## [Exercise details]
Check each line of the listing for the word "styles" and report how many lines contain it, giving nothing but the number.

## [Data shown]
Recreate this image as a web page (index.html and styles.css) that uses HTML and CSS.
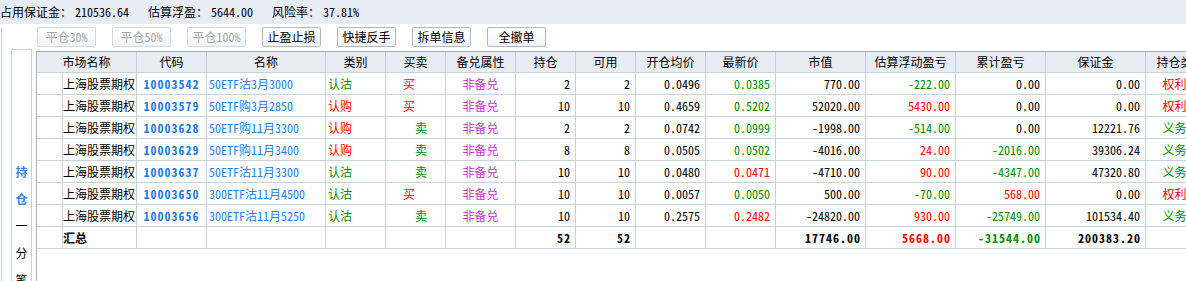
FILE: index.html
```html
<!DOCTYPE html>
<html lang="zh-CN">
<head>
<meta charset="utf-8">
<link rel="stylesheet" href="styles.css">
</head>
<body>
<div class="topbar">
  <span class="stat"><span class="lbl">占用保证金：</span><span class="val">210536.64</span></span>
  <span class="stat"><span class="lbl">估算浮盈：</span><span class="val">5644.00</span></span>
  <span class="stat"><span class="lbl">风险率：</span><span class="val">37.81%</span></span>
</div>
<div class="main">
  <div class="edge"></div>
  <div class="tab">
    <span class="tch hi">持</span><span class="tch hi">仓</span><span class="tch">一</span><span class="tch">分</span><span class="tch">笔</span>
  </div>
  <div class="content">
    <div class="toolbar">
      <button class="btn" disabled>平仓30%</button>
      <button class="btn" disabled>平仓50%</button>
      <button class="btn" disabled>平仓100%</button>
      <button class="btn">止盈止损</button>
      <button class="btn">快捷反手</button>
      <button class="btn">拆单信息</button>
      <button class="btn">全撤单</button>
    </div>
    <div class="panel">
      <div class="grid">
        <div class="h span2">市场名称</div><div class="h">代码</div><div class="h">名称</div><div class="h">类别</div><div class="h">买卖</div><div class="h">备兑属性</div><div class="h">持仓</div><div class="h">可用</div><div class="h">开仓均价</div><div class="h">最新价</div><div class="h">市值</div><div class="h">估算浮动盈亏</div><div class="h">累计盈亏</div><div class="h">保证金</div><div class="h">持仓类型</div>

        <div class="c"></div><div class="c mkt">上海股票期权</div><div class="c code">10003542</div><div class="c name">50ETF沽3月3000</div><div class="c kind g">认沽</div><div class="c buy">买</div><div class="c cov">非备兑</div><div class="c num">2</div><div class="c num">2</div><div class="c num">0.0496</div><div class="c num g">0.0385</div><div class="c num">770.00</div><div class="c num g">-222.00</div><div class="c num">0.00</div><div class="c num">0.00</div><div class="c pos rd">权利仓</div>

        <div class="c"></div><div class="c mkt">上海股票期权</div><div class="c code">10003579</div><div class="c name">50ETF购3月2850</div><div class="c kind rd">认购</div><div class="c buy">买</div><div class="c cov">非备兑</div><div class="c num">10</div><div class="c num">10</div><div class="c num">0.4659</div><div class="c num g">0.5202</div><div class="c num">52020.00</div><div class="c num rd">5430.00</div><div class="c num">0.00</div><div class="c num">0.00</div><div class="c pos rd">权利仓</div>

        <div class="c"></div><div class="c mkt">上海股票期权</div><div class="c code">10003628</div><div class="c name">50ETF购11月3300</div><div class="c kind rd">认购</div><div class="c sell">卖</div><div class="c cov">非备兑</div><div class="c num">2</div><div class="c num">2</div><div class="c num">0.0742</div><div class="c num g">0.0999</div><div class="c num">-1998.00</div><div class="c num g">-514.00</div><div class="c num">0.00</div><div class="c num">12221.76</div><div class="c pos g">义务仓</div>

        <div class="c"></div><div class="c mkt">上海股票期权</div><div class="c code">10003629</div><div class="c name">50ETF购11月3400</div><div class="c kind rd">认购</div><div class="c sell">卖</div><div class="c cov">非备兑</div><div class="c num">8</div><div class="c num">8</div><div class="c num">0.0505</div><div class="c num g">0.0502</div><div class="c num">-4016.00</div><div class="c num rd">24.00</div><div class="c num g">-2016.00</div><div class="c num">39306.24</div><div class="c pos g">义务仓</div>

        <div class="c"></div><div class="c mkt">上海股票期权</div><div class="c code">10003637</div><div class="c name">50ETF沽11月3300</div><div class="c kind g">认沽</div><div class="c sell">卖</div><div class="c cov">非备兑</div><div class="c num">10</div><div class="c num">10</div><div class="c num">0.0480</div><div class="c num rd">0.0471</div><div class="c num">-4710.00</div><div class="c num rd">90.00</div><div class="c num g">-4347.00</div><div class="c num">47320.80</div><div class="c pos g">义务仓</div>

        <div class="c"></div><div class="c mkt">上海股票期权</div><div class="c code">10003650</div><div class="c name">300ETF沽11月4500</div><div class="c kind g">认沽</div><div class="c buy">买</div><div class="c cov">非备兑</div><div class="c num">10</div><div class="c num">10</div><div class="c num">0.0057</div><div class="c num g">0.0050</div><div class="c num">500.00</div><div class="c num g">-70.00</div><div class="c num rd">568.00</div><div class="c num">0.00</div><div class="c pos rd">权利仓</div>

        <div class="c"></div><div class="c mkt">上海股票期权</div><div class="c code">10003656</div><div class="c name">300ETF沽11月5250</div><div class="c kind g">认沽</div><div class="c sell">卖</div><div class="c cov">非备兑</div><div class="c num">10</div><div class="c num">10</div><div class="c num">0.2575</div><div class="c num rd">0.2482</div><div class="c num">-24820.00</div><div class="c num rd">930.00</div><div class="c num g">-25749.00</div><div class="c num">101534.40</div><div class="c pos g">义务仓</div>

        <div class="c"></div><div class="c mkt b">汇总</div><div class="c"></div><div class="c"></div><div class="c"></div><div class="c"></div><div class="c"></div><div class="c num b">52</div><div class="c num b">52</div><div class="c"></div><div class="c"></div><div class="c num b">17746.00</div><div class="c num b rd">5668.00</div><div class="c num b g">-31544.00</div><div class="c num b">200383.20</div><div class="c"></div>
      </div>
    </div>
  </div>
</div>
</body>
</html>
```

FILE: styles.css
```css
* { box-sizing: border-box; }
html, body {
  margin: 0;
  padding: 0;
}
body {
  width: 1186px;
  height: 281px;
  overflow: hidden;
  background: #fff;
  color: #000;
  font-family: "Noto Sans CJK SC", "Noto Sans", sans-serif;
  font-size: 12px;
  font-feature-settings: "hwid";
}

.topbar {
  height: 24px;
  background: #e8edf5;
  display: flex;
  align-items: center;
  gap: 19px;
  line-height: 24px;
  white-space: nowrap;
}
.lbl { font-feature-settings: normal; }
.val { margin-left: 3px; }

.main {
  display: flex;
  height: 257px;
}
.edge {
  width: 1px;
  margin-left: 1px;
  margin-top: 4px;
  background: #c4ccd6;
}
.tab {
  width: 21px;
  margin-left: 9px;
  margin-top: 25px;
  border: 1px solid #c8d0da;
  border-bottom: none;
  display: flex;
  flex-direction: column;
  align-items: center;
  padding-top: 108px;
}
.tch {
  line-height: 27px;
  height: 27px;
}
.tch.hi {
  color: #2f86e8;
  font-weight: bold;
}

.content {
  margin-left: 4px;
  flex: 1;
  display: flex;
  flex-direction: column;
  min-width: 0;
}
.toolbar {
  display: flex;
  gap: 16px;
  padding: 3px 0 4px 1px;
}
.btn {
  width: 59px;
  height: 20px;
  padding: 0;
  font: inherit;
  font-feature-settings: "hwid";
  color: #000;
  background: linear-gradient(#ffffff, #f1f4f8);
  border: 1px solid #aeb9c7;
  border-radius: 2px;
  line-height: 18px;
  white-space: nowrap;
}
.btn:disabled {
  color: #a8a8a8;
  border-color: #d2d8e0;
}

.panel {
  flex: 1;
  border-left: 1px solid #a4adb9;
  border-top: 1px solid #a4adb9;
}
.grid {
  display: grid;
  width: 1179px;
  grid-template-columns: 26px 74px 70px 119px 60px 60px 70px 60px 60px 70px 70px 90px 90px 90px 100px 70px;
  grid-template-rows: 21px repeat(8, 22px);
}
.h, .c {
  border-right: 1px solid #c8d0da;
  border-bottom: 1px solid #c8d0da;
  white-space: nowrap;
  overflow: hidden;
}
.h {
  background: #e8edf4;
  text-align: center;
  line-height: 20px;
}
.span2 { grid-column: span 2; }
.c { line-height: 21px; }

.mkt { padding-left: 0; }
.code {
  text-align: center;
  color: #1f7ae0;
  font-weight: bold;
  letter-spacing: 1px;
}
.name {
  color: #2a7fe0;
  padding-left: 2px;
}
.kind { padding-left: 2px; }
.buy { padding-left: 17px; color: #ff0000; }
.sell { padding-left: 29px; color: #008c00; }
.cov { text-align: center; color: #c03cc0; }
.num { text-align: right; padding-right: 5px; }
.pos { text-align: center; }
.b { font-weight: bold; }
.num.b { letter-spacing: 1px; padding-right: 4px; }

.g { color: #008c00; }
.rd { color: #ff0000; }
```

## [Answer to this task]
3